安湘的心情瞬间多云转晴:“真的吗?谢谢你小鱼,只要你不嫌我烦就好了!刚才讲到哪了来着,哦对昨晚发现那幅壁画以后,我和明艳姐可害怕了……”
接下来的很长一段时间里,虞冷平静地听完了安湘对昨晚行动轨迹和心路历程的全部概括。
她和陈明艳对视了一眼,看出了彼此的无奈,很明显陈明艳昨晚也遭受过同样的折磨。
然而轻快的说话声在推开里屋房门的那一刻瞬间止住。
不知谁倒吸了一口凉气,而虞冷瞳孔骤缩,心猛地下沉。
门后,距离她们不过一米远的位置,此时此刻躺着一具姿态扭曲的无头尸体。
它的四肢已经僵直,衣服被生生磨漏,紧紧贴合在血肉模糊的皮肤上,手指如同痉挛了一般弯曲出诡异的形状,像凌乱不齐的树杈子。
根据衣着判断,正是昨晚被绵羊袭击了的孔篮。
缓了好久,安湘终于找回发声的能力,声音发颤:“绵羊……吃掉了他的脑袋?”
虞冷没说话,视线定格,走到尸体旁边蹲下。
她伸出手,摸向尸体胸前看起来明显塌陷进去的地方——果不其然,那里被掏空了。
安湘哆嗦着问:“心脏也被吃了?”
虞冷垂下眼睛,动作干脆利落地掀开已经被血液粘连起来的上衣:“没有心脏。”
意识到这种残忍的真相,安湘下意识后退一步,鼻尖竟隐隐发酸:“我宁愿用面条上吊,或者一脑袋撞死在豆腐上,也不想被绵羊吃得死无全尸。”
虞冷把掀起来的衣服放下,指尖上不小心沾上了血。
她无所谓地蹭了蹭自己的衣服,毫不在意干净整洁的运动服被蹭上了污脏。
然而不知道想到了什么。
旁边的陈明艳忽然脸色一白,颤声说:“有可能,他的心脏并不是被绵羊吃掉的……”
虞冷怔了下,抬头望向她:“艳姐,你说什么?”
陈明艳嗫嚅着嘴唇,眼神里明显多了几分复杂,轻轻吐出几个字:“也可能是人为,把他的心脏掏出来的。”

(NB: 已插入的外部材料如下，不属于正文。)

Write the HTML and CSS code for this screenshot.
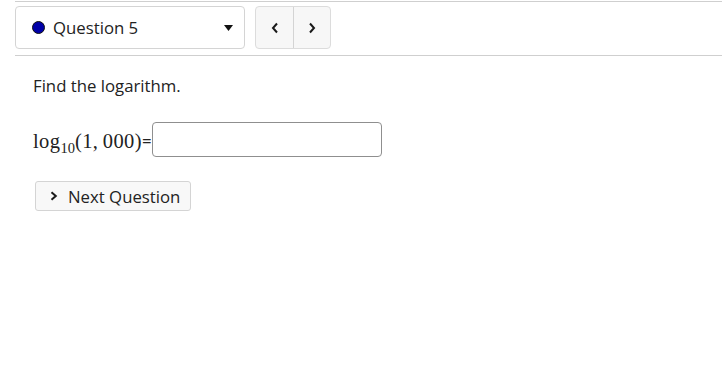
FILE: index.html
```html
<!DOCTYPE html>
<html lang="en">
<head>
    <meta charset="UTF-8">
    <meta name="viewport" content="width=device-width, initial-scale=1.0">
    <title>Question 5</title>
    <link rel="stylesheet" href="styles.css">
</head>
<body>
    <div id="header">
        <div class="q-select">
            <span class="q-dot"></span>
            <span class="q-label">Question 5</span>
            <svg class="q-caret" width="9" height="6" viewBox="0 0 9 6"><polygon points="0,0 9,0 4.5,6" fill="#111"/></svg>
        </div>
        <div class="nav-group">
            <button class="nav-btn">
                <svg width="8" height="12" viewBox="0 0 8 12"><polyline points="6,1.5 2,6 6,10.5" fill="none" stroke="#1a1a1a" stroke-width="2"/></svg>
            </button>
            <button class="nav-btn">
                <svg width="8" height="12" viewBox="0 0 8 12"><polyline points="2,1.5 6,6 2,10.5" fill="none" stroke="#1a1a1a" stroke-width="2"/></svg>
            </button>
        </div>
    </div>

    <div id="content">
        <p class="prompt">Find the logarithm.</p>
        <div class="answer-row">
            <span class="math">log<sub>10</sub>(1,&thinsp;000)</span><span class="eq">=</span><input class="answer" type="text">
        </div>
        <button class="next-btn">
            <svg width="8" height="10" viewBox="0 0 8 10"><polyline points="1.5,1.2 5.8,5 1.5,8.8" fill="none" stroke="#1a1a1a" stroke-width="2"/></svg>
            Next Question
        </button>
    </div>
</body>
</html>
```

FILE: styles.css
```css
* {
    margin: 0;
    padding: 0;
    box-sizing: border-box;
}

body {
    font-family: 'Open Sans', sans-serif;
    font-size: 16.75px;
    color: #222;
    background: white;
}

#header {
    margin: 1px 0 0 15px;
    padding: 4px 0 6px;
    border-top: 1px solid #cfcfcf;
    border-bottom: 1px solid #cfcfcf;
    display: flex;
    align-items: center;
}

.q-select {
    width: 230px;
    height: 43px;
    border: 1px solid #d4d4d4;
    border-radius: 4px;
    display: flex;
    align-items: center;
    padding: 0 11px 0 16px;
}

.q-dot {
    width: 13px;
    height: 13px;
    border-radius: 50%;
    background: #0000a8;
    border: 1px solid #111;
}

.q-label {
    margin-left: 8px;
    flex: 1;
}

.nav-group {
    margin-left: 10px;
    display: flex;
    height: 43px;
    border: 1px solid #dcdcdc;
    border-radius: 4px;
    background: #f7f7f7;
    overflow: hidden;
}

.nav-btn {
    width: 37px;
    border: none;
    background: transparent;
    display: flex;
    align-items: center;
    justify-content: center;
}

.nav-btn + .nav-btn {
    border-left: 1px solid #d4d4d4;
}

#content {
    padding: 19px 0 0 33px;
}

.prompt {
    line-height: 22px;
}

.answer-row {
    margin-top: 25px;
    display: flex;
    align-items: center;
}

.math {
    font-family: 'Liberation Serif', serif;
    font-size: 20.5px;
    letter-spacing: 0.4px;
    margin-top: 3px;
}

.math sub {
    font-size: 14.5px;
    vertical-align: -5px;
    line-height: 0;
    letter-spacing: 0;
}

.eq {
    margin-top: 2px;
}

.answer {
    width: 230px;
    height: 35px;
    border: 1px solid #8f8f8f;
    border-radius: 4px;
    font: inherit;
    padding: 0 8px;
}

.next-btn {
    margin: 24px 0 0 2px;
    height: 30px;
    padding: 0 10px 0 14px;
    font-family: 'Open Sans', sans-serif;
    font-size: 16.75px;
    color: #222;
    background: #f8f8f8;
    border: 1px solid #d4d4d4;
    border-radius: 3px;
    display: flex;
    align-items: center;
    gap: 10px;
}
```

“你们是初次接触推演线的新人,不太清楚一些隐形规则。比如知道你们是新人后,陈建光为什么问你们来之前身上有没有携带武器。”
“因为身上携带的一切有伤害性的工具和武器,会被一起带进废土。大到菜刀斧头电锯,甚至枪械,小到匕首裁纸刀打火机,甚至一个螺丝刀,一根尖锐的圆珠笔……这些都会跟随你一起进来。”
“而这些东西,别人光靠抢是抢不走的,因为他们就算把你的武器夺走了,第二天那些东西还会原封不动地回到你身上,就像认主一样。”
安湘认真听着,忍不住发问:“既然抢不走,陈建光为什么还要问我们?”
陈明艳有些苦涩地摇了摇头:“最普通的情况下当然抢不走,但还有更特殊的途径,可以把别人的东西占为己有。这些东西随你进来之后,你身上的某处皮肤会形成一块图案接近于武器的纹身,一旦别人把这块纹身从你的身上剥离下来,然后亲口吃掉,那么你的东西就永远变成他的了。”
“纹身的位置大部分会出现在胸口,不过也有少部分会随机出现在胳膊或者腿上,位置不是固定的。”
“孔篮胸前被挖走的这块皮肤,十有**就是他的纹身。”
陈明艳话音落下,整个屋子彻底陷入了沉默。
就连方才话最多的安湘也一脸震惊地失语了,喉咙艰涩,说不出一个字。
半晌,安湘低声喃喃道:“好凶残的规则……不仅要剥离人皮,竟然还要生吞人皮,这根本就是为了让幸存者之间自相残杀。”
陈明艳不可置否:“所以这里很乱,毫无公平秩序可言,更没有什么法律条文的约束。即便是没有进入推演线的幸存者,也会三天两头闹出人命。”
虞冷问:“如果吃人皮的话,难道不会有朊病毒泛滥么?”
陈明艳摇摇头:“在废土里不用担心这些。如果是进来之前就已经生病的人,来到这里以后,疾病会一直停留在之前的状态,不会恶化也不会痊愈。”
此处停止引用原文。